Data lines:

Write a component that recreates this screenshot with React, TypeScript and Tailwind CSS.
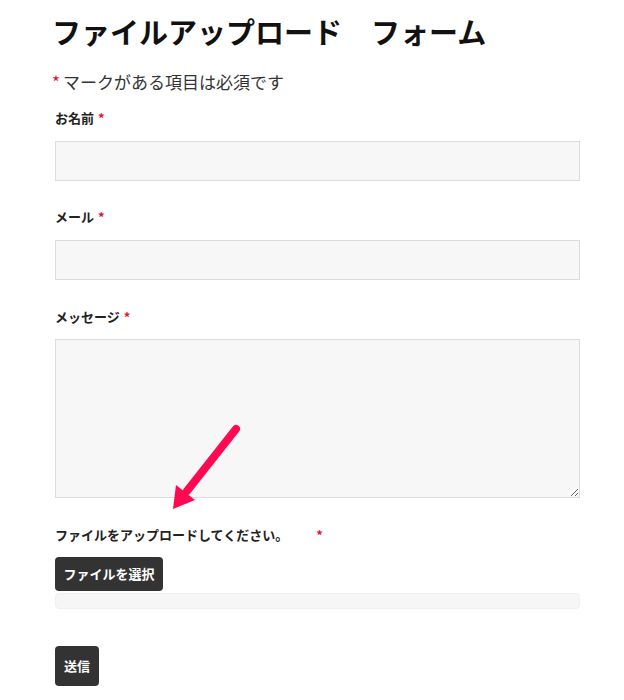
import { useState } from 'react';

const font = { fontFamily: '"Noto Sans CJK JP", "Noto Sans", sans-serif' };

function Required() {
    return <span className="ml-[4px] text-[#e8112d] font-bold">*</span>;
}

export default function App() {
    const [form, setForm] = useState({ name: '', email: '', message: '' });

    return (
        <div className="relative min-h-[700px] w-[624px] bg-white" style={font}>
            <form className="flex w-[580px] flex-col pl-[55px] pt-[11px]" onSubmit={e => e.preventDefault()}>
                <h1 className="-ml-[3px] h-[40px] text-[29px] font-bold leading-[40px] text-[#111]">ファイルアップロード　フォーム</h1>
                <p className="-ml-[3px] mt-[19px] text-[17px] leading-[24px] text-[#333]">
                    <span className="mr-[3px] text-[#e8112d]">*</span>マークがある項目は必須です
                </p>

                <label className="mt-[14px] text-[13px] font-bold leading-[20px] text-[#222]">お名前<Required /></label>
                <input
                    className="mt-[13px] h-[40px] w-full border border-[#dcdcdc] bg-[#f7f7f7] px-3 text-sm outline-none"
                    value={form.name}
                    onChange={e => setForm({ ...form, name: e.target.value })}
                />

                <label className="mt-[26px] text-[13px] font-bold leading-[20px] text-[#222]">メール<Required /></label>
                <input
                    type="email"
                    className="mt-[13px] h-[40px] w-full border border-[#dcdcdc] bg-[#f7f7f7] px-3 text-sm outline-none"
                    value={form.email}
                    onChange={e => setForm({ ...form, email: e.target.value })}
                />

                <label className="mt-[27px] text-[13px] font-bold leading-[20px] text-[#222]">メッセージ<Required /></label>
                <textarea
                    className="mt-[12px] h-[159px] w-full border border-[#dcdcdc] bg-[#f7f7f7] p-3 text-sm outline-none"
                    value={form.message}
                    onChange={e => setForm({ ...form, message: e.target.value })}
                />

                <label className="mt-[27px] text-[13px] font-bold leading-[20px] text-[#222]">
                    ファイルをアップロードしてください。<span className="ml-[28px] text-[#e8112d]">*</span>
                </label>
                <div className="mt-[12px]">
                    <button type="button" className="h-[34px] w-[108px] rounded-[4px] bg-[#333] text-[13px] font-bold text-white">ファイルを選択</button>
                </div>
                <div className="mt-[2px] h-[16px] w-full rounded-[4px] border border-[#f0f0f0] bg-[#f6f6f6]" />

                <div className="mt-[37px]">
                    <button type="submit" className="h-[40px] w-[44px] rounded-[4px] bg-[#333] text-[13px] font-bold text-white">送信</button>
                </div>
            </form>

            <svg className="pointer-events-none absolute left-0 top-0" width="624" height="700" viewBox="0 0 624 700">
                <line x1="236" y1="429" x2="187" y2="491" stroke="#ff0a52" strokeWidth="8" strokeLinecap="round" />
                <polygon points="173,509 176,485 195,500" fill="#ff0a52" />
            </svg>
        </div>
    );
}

Set problem:
Omit every picture, then repeat the remaining data exactly as it appears above.

Answer to this problem:
Write a component that recreates this screenshot with React, TypeScript and Tailwind CSS.
import { useState } from 'react';

const font = { fontFamily: '"Noto Sans CJK JP", "Noto Sans", sans-serif' };

function Required() {
    return <span className="ml-[4px] text-[#e8112d] font-bold">*</span>;
}

export default function App() {
    const [form, setForm] = useState({ name: '', email: '', message: '' });

    return (
        <div className="relative min-h-[700px] w-[624px] bg-white" style={font}>
            <form className="flex w-[580px] flex-col pl-[55px] pt-[11px]" onSubmit={e => e.preventDefault()}>
                <h1 className="-ml-[3px] h-[40px] text-[29px] font-bold leading-[40px] text-[#111]">ファイルアップロード　フォーム</h1>
                <p className="-ml-[3px] mt-[19px] text-[17px] leading-[24px] text-[#333]">
                    <span className="mr-[3px] text-[#e8112d]">*</span>マークがある項目は必須です
                </p>

                <label className="mt-[14px] text-[13px] font-bold leading-[20px] text-[#222]">お名前<Required /></label>
                <input
                    className="mt-[13px] h-[40px] w-full border border-[#dcdcdc] bg-[#f7f7f7] px-3 text-sm outline-none"
                    value={form.name}
                    onChange={e => setForm({ ...form, name: e.target.value })}
                />

                <label className="mt-[26px] text-[13px] font-bold leading-[20px] text-[#222]">メール<Required /></label>
                <input
                    type="email"
                    className="mt-[13px] h-[40px] w-full border border-[#dcdcdc] bg-[#f7f7f7] px-3 text-sm outline-none"
                    value={form.email}
                    onChange={e => setForm({ ...form, email: e.target.value })}
                />

                <label className="mt-[27px] text-[13px] font-bold leading-[20px] text-[#222]">メッセージ<Required /></label>
                <textarea
                    className="mt-[12px] h-[159px] w-full border border-[#dcdcdc] bg-[#f7f7f7] p-3 text-sm outline-none"
                    value={form.message}
                    onChange={e => setForm({ ...form, message: e.target.value })}
                />

                <label className="mt-[27px] text-[13px] font-bold leading-[20px] text-[#222]">
                    ファイルをアップロードしてください。<span className="ml-[28px] text-[#e8112d]">*</span>
                </label>
                <div className="mt-[12px]">
                    <button type="button" className="h-[34px] w-[108px] rounded-[4px] bg-[#333] text-[13px] font-bold text-white">ファイルを選択</button>
                </div>
                <div className="mt-[2px] h-[16px] w-full rounded-[4px] border border-[#f0f0f0] bg-[#f6f6f6]" />

                <div className="mt-[37px]">
                    <button type="submit" className="h-[40px] w-[44px] rounded-[4px] bg-[#333] text-[13px] font-bold text-white">送信</button>
                </div>
            </form>

            <svg className="pointer-events-none absolute left-0 top-0" width="624" height="700" viewBox="0 0 624 700">
                <line x1="236" y1="429" x2="187" y2="491" stroke="#ff0a52" strokeWidth="8" strokeLinecap="round" />
                <polygon points="173,509 176,485 195,500" fill="#ff0a52" />
            </svg>
        </div>
    );
}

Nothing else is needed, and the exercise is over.